4. Implement a policy gradient algorithm to start the training

5. CS 297 report

References:

[1992] "Q-Learning". Christopher Watkins, Peter Dayan. Nature Publishing Group. 1992.

[2004] "Physiology of difficult rock climbing". Watts PB. DOI: 10.1007/s00421-003-1036-7. 2004

[2011] "Strange Beta: An Assistance System for Indoor Rock Climbing Route Setting Using Chaotic Variations and Machine Learning". Caleb Phillips, Lee Becker, and Elizabeth Bradley. arXiv:1110.0532v1 [cs.AI]. 2011

[2011] "FABRIK: A fast, iterative solver for the Inverse Kinematics problem". Andreas Aristidou, Joan Lasenby. Graphical Models. 2011

[2013] "Playing Atari with Deep Reinforcement Learning". Volodymyr Mnih, Koray Kavukcuoglu, David Silver, Alex Graves, Ioannis Antonoglou, Daan Wierstra, Martin Riedmiller. arXiv:1312.5602 [cs.LG]. 2013

[2015] "Trust region policy optimization". John Schulman, Sergey Levine, Pieter Abbeel, Michael I Jordan, and Philipp Moritz. 2015

[2015] "Continuous control with deep reinforcement learning". Timothy P. Lillicrap, Jonathan J. Hunt, Alexander Pritzel, Nicolas Heess, Tom Erez, Yuval Tassa, David Silver, Daan Wierstra. 2015

[2016] "Deep reinforcement learning through policy optimization". Pieter Abbeel and John Schulman. 2016

[2017] "Emergence of Locomotion Behaviours in Rich Environments". Nicolas Heess, Dhruva TB, Srinivasan Sriram, Jay Lemmon, Josh Merel, Greg Wayne, Yuval Tassa, Tom Erez, Ziyu Wang, S. M. Ali Eslami, Martin Riedmiller, David Silver. arXiv:1707.02286. 2017.

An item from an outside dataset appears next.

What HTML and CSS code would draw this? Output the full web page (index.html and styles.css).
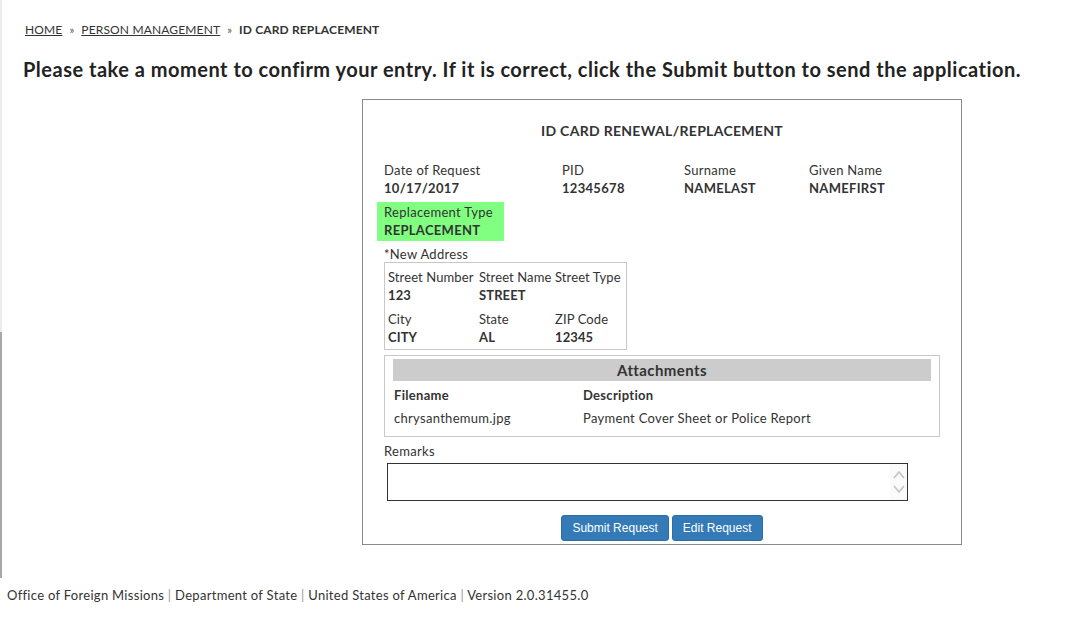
FILE: index.html
```html
<!DOCTYPE html>
<html>
<head>
<meta charset="utf-8">
<link rel="stylesheet" href="styles.css">
</head>
<body>
<div class="page">
  <nav class="breadcrumb">
    <a href="#">HOME</a><span class="sep">»</span><a href="#">PERSON MANAGEMENT</a><span class="sep">»</span><strong>ID CARD REPLACEMENT</strong>
  </nav>
  <h1 class="intro">Please take a moment to confirm your entry. If it is correct, click the Submit button to send the application.</h1>

  <section class="card">
    <h2 class="card-title">ID CARD RENEWAL/REPLACEMENT</h2>
    <div class="info-row">
      <div class="field"><div class="lbl">Date of Request</div><div class="val">10/17/2017</div></div>
      <div class="field"><div class="lbl">PID</div><div class="val">12345678</div></div>
      <div class="field"><div class="lbl">Surname</div><div class="val">NAMELAST</div></div>
      <div class="field"><div class="lbl">Given Name</div><div class="val">NAMEFIRST</div></div>
    </div>
    <div class="highlight">
      <div class="lbl">Replacement Type</div>
      <div class="val">REPLACEMENT</div>
    </div>
    <div class="addr-caption">*New Address</div>
    <div class="addr-box">
      <div class="lbl">Street Number</div><div class="lbl">Street Name</div><div class="lbl">Street Type</div>
      <div class="val">123</div><div class="val">STREET</div><div class="val"></div>
      <div class="lbl gap">City</div><div class="lbl gap">State</div><div class="lbl gap">ZIP Code</div>
      <div class="val">CITY</div><div class="val">AL</div><div class="val">12345</div>
    </div>
    <div class="attach-box">
      <div class="attach-head">Attachments</div>
      <div class="attach-grid">
        <div class="th">Filename</div><div class="th">Description</div>
        <div class="td">chrysanthemum.jpg</div><div class="td">Payment Cover Sheet or Police Report</div>
      </div>
    </div>
    <div class="remarks-lbl">Remarks</div>
    <div class="remarks-wrap">
      <textarea class="remarks"></textarea>
      <div class="scroll">
        <svg width="14" height="12" viewBox="0 0 14 12"><path d="M2 9 L7 3 L12 9" fill="none" stroke="#c4c4c4" stroke-width="1.6"/></svg>
        <svg width="14" height="12" viewBox="0 0 14 12"><path d="M2 3 L7 9 L12 3" fill="none" stroke="#c4c4c4" stroke-width="1.6"/></svg>
      </div>
    </div>
    <div class="actions">
      <button class="btn">Submit Request</button>
      <button class="btn">Edit Request</button>
    </div>
  </section>

  <footer class="footer">
    Office of Foreign Missions <span class="bar">|</span> Department of State <span class="bar">|</span> United States of America <span class="bar">|</span> Version 2.0.31455.0
  </footer>
</div>
</body>
</html>
```

FILE: styles.css
```css
html {
  background:
    linear-gradient(#ececec, #ececec) 0 0 / 2px 332px no-repeat,
    linear-gradient(#a8a8a8, #a8a8a8) 0 332px / 2px 246px no-repeat,
    #fff;
}
body {
  margin: 0;
  font-family: Lato, "Open Sans", sans-serif;
  color: #333;
  font-size: 13px;
  letter-spacing: 0.3px;
}
.page {
  display: flex;
  flex-direction: column;
}
.breadcrumb {
  margin: 21px 0 0 25px;
  font-size: 12px;
  line-height: 18px;
  color: #333;
  letter-spacing: 0.15px;
}
.breadcrumb a {
  color: #333;
  text-decoration: underline;
}
.breadcrumb .sep {
  margin: 0 7px;
  font-size: 11px;
  color: #555;
}
.breadcrumb strong {
  font-weight: 700;
}
.intro {
  margin: 18px 0 0 23px;
  font-size: 20px;
  line-height: 24px;
  font-weight: 700;
  color: #222;
  letter-spacing: 0.5px;
}
.card {
  margin: 18px 0 0 362px;
  width: 600px;
  box-sizing: border-box;
  border: 1px solid #8a8a8a;
  padding: 22px 21px 3px 21px;
}
.card-title {
  margin: 0;
  text-align: center;
  font-size: 14px;
  line-height: 18px;
  font-weight: 700;
  letter-spacing: 0.3px;
}
.lbl {
  font-size: 13px;
  line-height: 18px;
}
.val {
  font-size: 13px;
  line-height: 18px;
  font-weight: 700;
  min-height: 18px;
}
.info-row {
  margin-top: 21px;
  display: grid;
  grid-template-columns: 178px 122px 125px 1fr;
}
.highlight {
  margin: 5px 0 0 -7px;
  width: 127px;
  box-sizing: border-box;
  padding: 1px 7px 2px;
  background: #80ff80;
}
.addr-caption {
  margin-top: 5px;
  line-height: 16px;
}
.addr-box {
  width: 243px;
  box-sizing: border-box;
  border: 1px solid #c8c8c8;
  padding: 5px 3px 3px;
  display: grid;
  grid-template-columns: 91px 76px 1fr;
  white-space: nowrap;
  letter-spacing: 0.1px;
}
.addr-box .gap {
  margin-top: 6px;
}
.attach-box {
  margin-top: 5px;
  border: 1px solid #c8c8c8;
  padding: 3px 8px 9px;
}
.attach-head {
  background: #cccccc;
  text-align: center;
  font-weight: 700;
  font-size: 15px;
  line-height: 22px;
  letter-spacing: 0.4px;
}
.attach-grid {
  margin-top: 5px;
  display: grid;
  grid-template-columns: 189px 1fr;
  padding-left: 1px;
  row-gap: 5px;
}
.th {
  font-weight: 700;
  line-height: 18px;
}
.td {
  line-height: 18px;
}
.remarks-lbl {
  margin-top: 5px;
  line-height: 18px;
}
.remarks-wrap {
  position: relative;
  margin: 3px 0 0 3px;
  width: 521px;
  height: 38px;
}
.remarks {
  display: block;
  width: 100%;
  height: 100%;
  box-sizing: border-box;
  border: 1px solid #333;
  resize: none;
  overflow: hidden;
  margin: 0;
  font-family: inherit;
}
.scroll {
  position: absolute;
  right: 1px;
  top: 1px;
  bottom: 1px;
  width: 17px;
  background: #fafafa;
  display: flex;
  flex-direction: column;
  align-items: center;
  justify-content: center;
  gap: 2px;
}
.scroll svg {
  display: block;
}
.actions {
  margin-top: 14px;
  display: flex;
  justify-content: center;
  gap: 3px;
}
.btn {
  font-family: "Liberation Sans", Arial, sans-serif;
  font-size: 12px;
  letter-spacing: 0;
  color: #fff;
  background: #337ab7;
  border: 1px solid #2e6da4;
  border-radius: 3px;
  height: 26px;
  padding: 0 10px;
}
.footer {
  margin: 41px 0 0 7px;
  font-size: 13px;
  line-height: 18px;
  color: #333;
}
.footer .bar {
  color: #999;
}
```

[2017] "AI Safety Gridworlds". Jan Leike, Miljan Martic, Victoria Krakovna, Pedro A. Ortega, Tom Everitt, Andrew Lefrancq, Laurent Orseau, Shane Legg. arXiv:1711.09883v2 [cs.LG]. 2017.

[2017] "HoME: a Household Multimodal Environment". Simon Brodeur, Ethan Perez, Ankesh Anand, Florian Golemo, Luca Celotti, Florian Strub, Jean Rouat, Hugo Larochelle, Aaron Courville. arXiv:1711.11017v1 [cs.AI]. 2017.